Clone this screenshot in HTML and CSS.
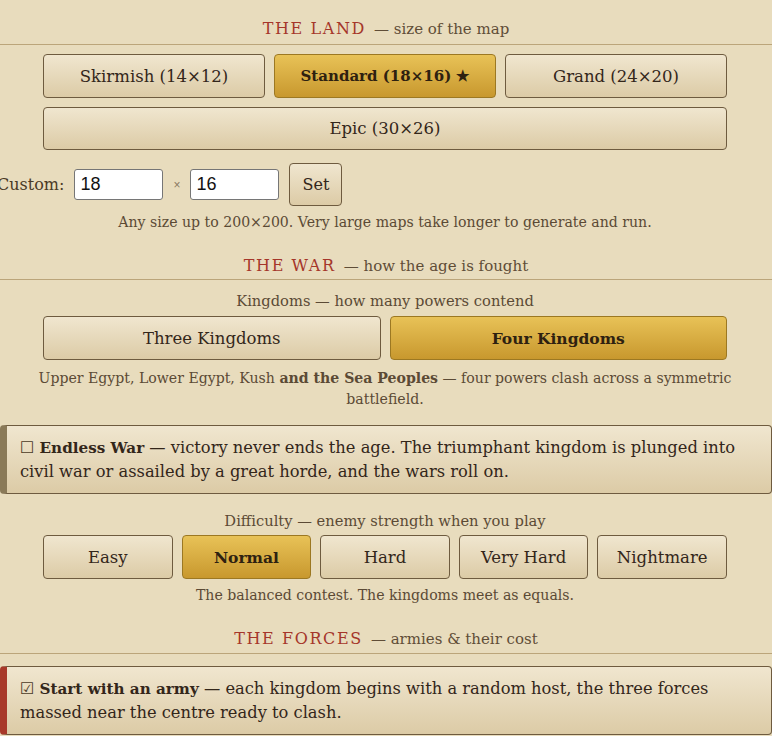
FILE: index.html
```html
<!DOCTYPE html>
<html>
<head>
<meta charset="utf-8">
<link rel="stylesheet" href="styles.css">
</head>
<body>
<div class="panel">
  <div class="sec-head"><span class="sec-title">THE LAND</span> <span class="sec-sub">— size of the map</span></div>
  <div class="grid3">
    <button class="btn">Skirmish (14×12)</button>
    <button class="btn sel">Standard (18×16) ★</button>
    <button class="btn">Grand (24×20)</button>
    <button class="btn span3">Epic (30×26)</button>
  </div>
  <div class="custom">
    <span class="clabel">Custom:</span>
    <input class="num" type="text" value="18">
    <span class="times">×</span>
    <input class="num" type="text" value="16">
    <button class="btn setbtn">Set</button>
  </div>
  <p class="help first">Any size up to 200×200. Very large maps take longer to generate and run.</p>

  <div class="sec-head war"><span class="sec-title">THE WAR</span> <span class="sec-sub">— how the age is fought</span></div>
  <p class="sublabel">Kingdoms — how many powers contend</p>
  <div class="grid2">
    <button class="btn">Three Kingdoms</button>
    <button class="btn sel">Four Kingdoms</button>
  </div>
  <p class="help desc">Upper Egypt, Lower Egypt, Kush <b>and the Sea Peoples</b> — four powers clash across a symmetric battlefield.</p>

  <div class="card grey"><span class="box">☐</span> <b>Endless War</b> — victory never ends the age. The triumphant kingdom is plunged into civil war or assailed by a great horde, and the wars roll on.</div>

  <p class="sublabel diff">Difficulty — enemy strength when you play</p>
  <div class="grid5">
    <button class="btn">Easy</button>
    <button class="btn sel">Normal</button>
    <button class="btn">Hard</button>
    <button class="btn">Very Hard</button>
    <button class="btn">Nightmare</button>
  </div>
  <p class="help last">The balanced contest. The kingdoms meet as equals.</p>

  <div class="sec-head forces"><span class="sec-title">THE FORCES</span> <span class="sec-sub">— armies &amp; their cost</span></div>
  <div class="card red"><span class="box">☑</span> <b>Start with an army</b> — each kingdom begins with a random host, the three forces massed near the centre ready to clash.</div>
</div>
</body>
</html>
```
FILE: styles.css
```css
html, body {
  margin: 0;
  padding: 0;
  background: #e8dcbd;
  overflow: hidden;
}
body {
  font-family: "DejaVu Serif", serif;
  color: #3a2c1b;
}
.panel {
  width: 772px;
  box-sizing: border-box;
  padding: 19px 45px 0 43px;
}
.sec-head {
  margin: 0 -45px 0 -43px;
  text-align: center;
  border-bottom: 1px solid #bba57a;
  padding-bottom: 5px;
  line-height: 20px;
}
.sec-title {
  color: #a5362a;
  font-size: 16px;
  letter-spacing: 1.6px;
}
.sec-sub {
  color: #5f4d37;
  font-size: 15px;
  margin-left: 3px;
}
.btn {
  font-family: "DejaVu Serif", serif;
  font-size: 16.5px;
  color: #33261a;
  background: linear-gradient(#f0e6cf, #dccba6);
  border: 1px solid #6e5b3f;
  border-radius: 4px;
  height: 44px;
  padding: 0;
  cursor: pointer;
}
.btn.sel {
  background: linear-gradient(#e8c257, #c8982e);
  border-color: #9c7822;
  font-weight: bold;
  font-size: 15.5px;
  color: #2e2110;
}
.grid3 .btn.sel { font-size: 15px; }
.grid3 {
  margin-top: 9px;
  display: grid;
  grid-template-columns: repeat(3, 1fr);
  gap: 9px;
}
.span3 {
  grid-column: 1 / 4;
  height: 43px;
}
.grid2 {
  display: grid;
  grid-template-columns: 1fr 1fr;
  gap: 9px;
  margin-top: 5px;
}
.grid5 {
  display: grid;
  grid-template-columns: repeat(5, 1fr);
  gap: 9px;
  margin-top: 4px;
}
.custom {
  display: flex;
  align-items: center;
  margin: 13px 0 0 -46px;
  height: 43px;
}
.clabel {
  font-size: 16px;
  color: #4a3a26;
  margin-right: 10px;
}
.num {
  width: 89px;
  height: 31px;
  box-sizing: border-box;
  border: 1px solid #767676;
  border-radius: 3px;
  background: #fff;
  font-family: "Liberation Sans", Arial, sans-serif;
  font-size: 18px;
  padding: 0 5px;
  color: #111;
}
.times {
  font-size: 12px;
  color: #8a7a62;
  margin: 0 10px;
  font-family: "Liberation Sans", sans-serif;
}
.setbtn {
  width: 53px;
  height: 43px;
  margin-left: 10px;
  font-size: 16px;
}
.help {
  margin: 5px 0 0;
  text-align: center;
  font-size: 14.1px;
  line-height: 21px;
  color: #5b4a35;
}
.help.first { margin-top: 6px; }
.sec-head.war { margin-top: 23px; padding-bottom: 3px; }
.sublabel {
  margin: 10px 0 0;
  text-align: center;
  font-size: 14.7px;
  line-height: 21px;
  color: #5b4a35;
}
.help.desc {
  margin: 8px -30px 0;
}
.help.last { margin-top: 6px; }
.card {
  margin: 15px -45px 0 -43px;
  background: linear-gradient(#f0e6cf, #dccba6);
  border: 1px solid #6e5b3f;
  border-radius: 4px;
  padding: 10px 14px 10px 13px;
  font-size: 16.3px;
  line-height: 23px;
  color: #33261a;
}
.card.grey { border-left: 7px solid #8a7a58; }
.card.red { border-left: 7px solid #a8392a; }
.card b { font-weight: bold; font-size: 15.2px; }
.box { font-family: "DejaVu Sans", sans-serif; font-size: 16px; color: #4a3a26; }
.diff { margin-top: 16px; }
.sec-head.forces { margin-top: 23px; padding-bottom: 4px; }
.sec-head.forces + .card { margin-top: 12px; }
```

|---|

> **Written instruction**
Copy the data word for word. Pictures do not go in the copy.

> **Answer for the task**
Clone this screenshot in HTML and CSS.
FILE: index.html
```html
<!DOCTYPE html>
<html>
<head>
<meta charset="utf-8">
<link rel="stylesheet" href="styles.css">
</head>
<body>
<div class="panel">
  <div class="sec-head"><span class="sec-title">THE LAND</span> <span class="sec-sub">— size of the map</span></div>
  <div class="grid3">
    <button class="btn">Skirmish (14×12)</button>
    <button class="btn sel">Standard (18×16) ★</button>
    <button class="btn">Grand (24×20)</button>
    <button class="btn span3">Epic (30×26)</button>
  </div>
  <div class="custom">
    <span class="clabel">Custom:</span>
    <input class="num" type="text" value="18">
    <span class="times">×</span>
    <input class="num" type="text" value="16">
    <button class="btn setbtn">Set</button>
  </div>
  <p class="help first">Any size up to 200×200. Very large maps take longer to generate and run.</p>

  <div class="sec-head war"><span class="sec-title">THE WAR</span> <span class="sec-sub">— how the age is fought</span></div>
  <p class="sublabel">Kingdoms — how many powers contend</p>
  <div class="grid2">
    <button class="btn">Three Kingdoms</button>
    <button class="btn sel">Four Kingdoms</button>
  </div>
  <p class="help desc">Upper Egypt, Lower Egypt, Kush <b>and the Sea Peoples</b> — four powers clash across a symmetric battlefield.</p>

  <div class="card grey"><span class="box">☐</span> <b>Endless War</b> — victory never ends the age. The triumphant kingdom is plunged into civil war or assailed by a great horde, and the wars roll on.</div>

  <p class="sublabel diff">Difficulty — enemy strength when you play</p>
  <div class="grid5">
    <button class="btn">Easy</button>
    <button class="btn sel">Normal</button>
    <button class="btn">Hard</button>
    <button class="btn">Very Hard</button>
    <button class="btn">Nightmare</button>
  </div>
  <p class="help last">The balanced contest. The kingdoms meet as equals.</p>

  <div class="sec-head forces"><span class="sec-title">THE FORCES</span> <span class="sec-sub">— armies &amp; their cost</span></div>
  <div class="card red"><span class="box">☑</span> <b>Start with an army</b> — each kingdom begins with a random host, the three forces massed near the centre ready to clash.</div>
</div>
</body>
</html>
```
FILE: styles.css
```css
html, body {
  margin: 0;
  padding: 0;
  background: #e8dcbd;
  overflow: hidden;
}
body {
  font-family: "DejaVu Serif", serif;
  color: #3a2c1b;
}
.panel {
  width: 772px;
  box-sizing: border-box;
  padding: 19px 45px 0 43px;
}
.sec-head {
  margin: 0 -45px 0 -43px;
  text-align: center;
  border-bottom: 1px solid #bba57a;
  padding-bottom: 5px;
  line-height: 20px;
}
.sec-title {
  color: #a5362a;
  font-size: 16px;
  letter-spacing: 1.6px;
}
.sec-sub {
  color: #5f4d37;
  font-size: 15px;
  margin-left: 3px;
}
.btn {
  font-family: "DejaVu Serif", serif;
  font-size: 16.5px;
  color: #33261a;
  background: linear-gradient(#f0e6cf, #dccba6);
  border: 1px solid #6e5b3f;
  border-radius: 4px;
  height: 44px;
  padding: 0;
  cursor: pointer;
}
.btn.sel {
  background: linear-gradient(#e8c257, #c8982e);
  border-color: #9c7822;
  font-weight: bold;
  font-size: 15.5px;
  color: #2e2110;
}
.grid3 .btn.sel { font-size: 15px; }
.grid3 {
  margin-top: 9px;
  display: grid;
  grid-template-columns: repeat(3, 1fr);
  gap: 9px;
}
.span3 {
  grid-column: 1 / 4;
  height: 43px;
}
.grid2 {
  display: grid;
  grid-template-columns: 1fr 1fr;
  gap: 9px;
  margin-top: 5px;
}
.grid5 {
  display: grid;
  grid-template-columns: repeat(5, 1fr);
  gap: 9px;
  margin-top: 4px;
}
.custom {
  display: flex;
  align-items: center;
  margin: 13px 0 0 -46px;
  height: 43px;
}
.clabel {
  font-size: 16px;
  color: #4a3a26;
  margin-right: 10px;
}
.num {
  width: 89px;
  height: 31px;
  box-sizing: border-box;
  border: 1px solid #767676;
  border-radius: 3px;
  background: #fff;
  font-family: "Liberation Sans", Arial, sans-serif;
  font-size: 18px;
  padding: 0 5px;
  color: #111;
}
.times {
  font-size: 12px;
  color: #8a7a62;
  margin: 0 10px;
  font-family: "Liberation Sans", sans-serif;
}
.setbtn {
  width: 53px;
  height: 43px;
  margin-left: 10px;
  font-size: 16px;
}
.help {
  margin: 5px 0 0;
  text-align: center;
  font-size: 14.1px;
  line-height: 21px;
  color: #5b4a35;
}
.help.first { margin-top: 6px; }
.sec-head.war { margin-top: 23px; padding-bottom: 3px; }
.sublabel {
  margin: 10px 0 0;
  text-align: center;
  font-size: 14.7px;
  line-height: 21px;
  color: #5b4a35;
}
.help.desc {
  margin: 8px -30px 0;
}
.help.last { margin-top: 6px; }
.card {
  margin: 15px -45px 0 -43px;
  background: linear-gradient(#f0e6cf, #dccba6);
  border: 1px solid #6e5b3f;
  border-radius: 4px;
  padding: 10px 14px 10px 13px;
  font-size: 16.3px;
  line-height: 23px;
  color: #33261a;
}
.card.grey { border-left: 7px solid #8a7a58; }
.card.red { border-left: 7px solid #a8392a; }
.card b { font-weight: bold; font-size: 15.2px; }
.box { font-family: "DejaVu Sans", sans-serif; font-size: 16px; color: #4a3a26; }
.diff { margin-top: 16px; }
.sec-head.forces { margin-top: 23px; padding-bottom: 4px; }
.sec-head.forces + .card { margin-top: 12px; }
```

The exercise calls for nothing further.